Escrito con un lenguaje poético que capta a la perfección el ambiente desolador de una emigración forzada en la que, después de pasar mil penalidades, solo obtuvieron un horror. Basado en un suceso real que se ha repetido en otras ocasiones pero con los mismos protagonistas: gente desesperada por sobrevivir a la que se le promete un futuro mejor.
Muy bueno.
José el Comido. Las aldeas son crueles y distintivas, como los dioses. No es por maldad, sino por un afán clasificador casi enfermizo, una necesidad de dar nombre a las cosas. Ojalá fuese así siempre, ojalá todo se nombrase por su aspecto y vivir en un mundo de referencias inmutables, pero no: el bien y el mal y Dios y el demonio siguen cruzándose y uno ya no sabe. Uno nunca sabe.

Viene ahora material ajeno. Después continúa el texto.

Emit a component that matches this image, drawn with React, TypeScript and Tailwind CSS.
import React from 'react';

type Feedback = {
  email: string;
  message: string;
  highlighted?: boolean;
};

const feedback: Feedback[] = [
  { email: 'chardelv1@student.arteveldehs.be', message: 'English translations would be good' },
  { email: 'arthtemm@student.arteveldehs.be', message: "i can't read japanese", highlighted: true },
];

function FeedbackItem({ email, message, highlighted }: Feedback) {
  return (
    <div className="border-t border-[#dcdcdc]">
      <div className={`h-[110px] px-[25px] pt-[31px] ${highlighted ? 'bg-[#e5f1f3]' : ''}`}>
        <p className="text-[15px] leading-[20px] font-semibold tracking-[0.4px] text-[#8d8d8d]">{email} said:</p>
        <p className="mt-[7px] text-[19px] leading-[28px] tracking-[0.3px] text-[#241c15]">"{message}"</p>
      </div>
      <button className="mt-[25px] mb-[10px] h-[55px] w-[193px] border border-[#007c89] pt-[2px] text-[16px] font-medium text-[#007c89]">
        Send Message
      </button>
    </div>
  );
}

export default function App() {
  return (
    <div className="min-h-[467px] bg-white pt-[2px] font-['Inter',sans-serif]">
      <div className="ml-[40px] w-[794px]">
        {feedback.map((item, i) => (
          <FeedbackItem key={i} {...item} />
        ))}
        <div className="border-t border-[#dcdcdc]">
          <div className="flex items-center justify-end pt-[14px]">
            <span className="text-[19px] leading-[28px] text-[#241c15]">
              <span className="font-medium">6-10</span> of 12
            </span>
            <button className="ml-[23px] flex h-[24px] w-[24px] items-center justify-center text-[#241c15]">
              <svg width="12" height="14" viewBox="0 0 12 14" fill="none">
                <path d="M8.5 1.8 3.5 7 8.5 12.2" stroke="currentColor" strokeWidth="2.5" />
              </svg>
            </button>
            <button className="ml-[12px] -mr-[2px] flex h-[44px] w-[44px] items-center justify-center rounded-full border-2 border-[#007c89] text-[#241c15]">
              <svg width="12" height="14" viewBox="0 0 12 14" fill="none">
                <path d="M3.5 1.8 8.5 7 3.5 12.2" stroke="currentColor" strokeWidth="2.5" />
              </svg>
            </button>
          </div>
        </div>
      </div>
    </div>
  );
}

José el Comido hasta hace dos semanas tenía un hijo. La criatura fue víctima de unas fiebres malas, mandaron llamar a una curandeira de Porrino que le puso las manos y le dio unas friegas. El angelito murió esa noche. Uno nunca sabe qué es bueno y qué es malo; por eso, José se marcha y deja a la mujer con el vientre y la casa vacíos. Ni hijo, ni marido. José se iba a trabajar al azúcar para alimentar a su familia, no quería marchar a Portugal donde solo hay miseria, pero la criatura ya no vive y ahora marcha como quien huye de la peste. José el Comido huye de la peste. Por eso piensa que a veces lo bueno es malo y lo malo es bueno, que en realidad nunca se sabe. Las personas somos así, los animales no tienen dilemas.

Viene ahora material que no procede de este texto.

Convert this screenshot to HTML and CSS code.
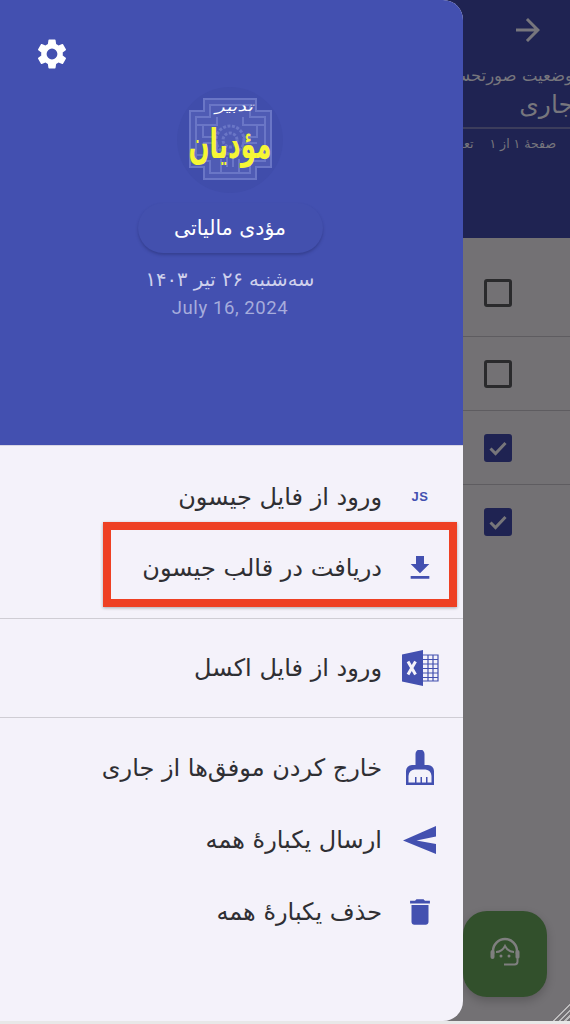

José el Comido tiene un gemelo. Un hermano idéntico al que no atacó un cerdo porque en ese momento la madre lo tenía en brazos, acertó solo a darle una patada en los hocicos y dejarlo ir con la carne del otro niño entre los dientes. Cuando llegó el tiempo de la matanza, la madre lavó las tripas del animal con miedo a encontrarse aún los pedazos y no probó bocado; decía que era como comerse a su criatura. Las madres son capaces de ver en todo el reflejo de sus hijos, hasta en el intestino de un puerco muerto. José habría preferido perder un dedo que una oreja y parte de la cara; las manos pueden llevarse en los bolsillos pero la cara va descubierta, y ver a su hermano con la misma faz pero sin mordisco le recordaba cada día lo que él habría podido ser. Guardaba rencor a su madre porque no lo cogió en brazos y ella, como si cumpliese una penitencia, no volvió a comer cerdo. Uno nunca sabe qué es lo bueno.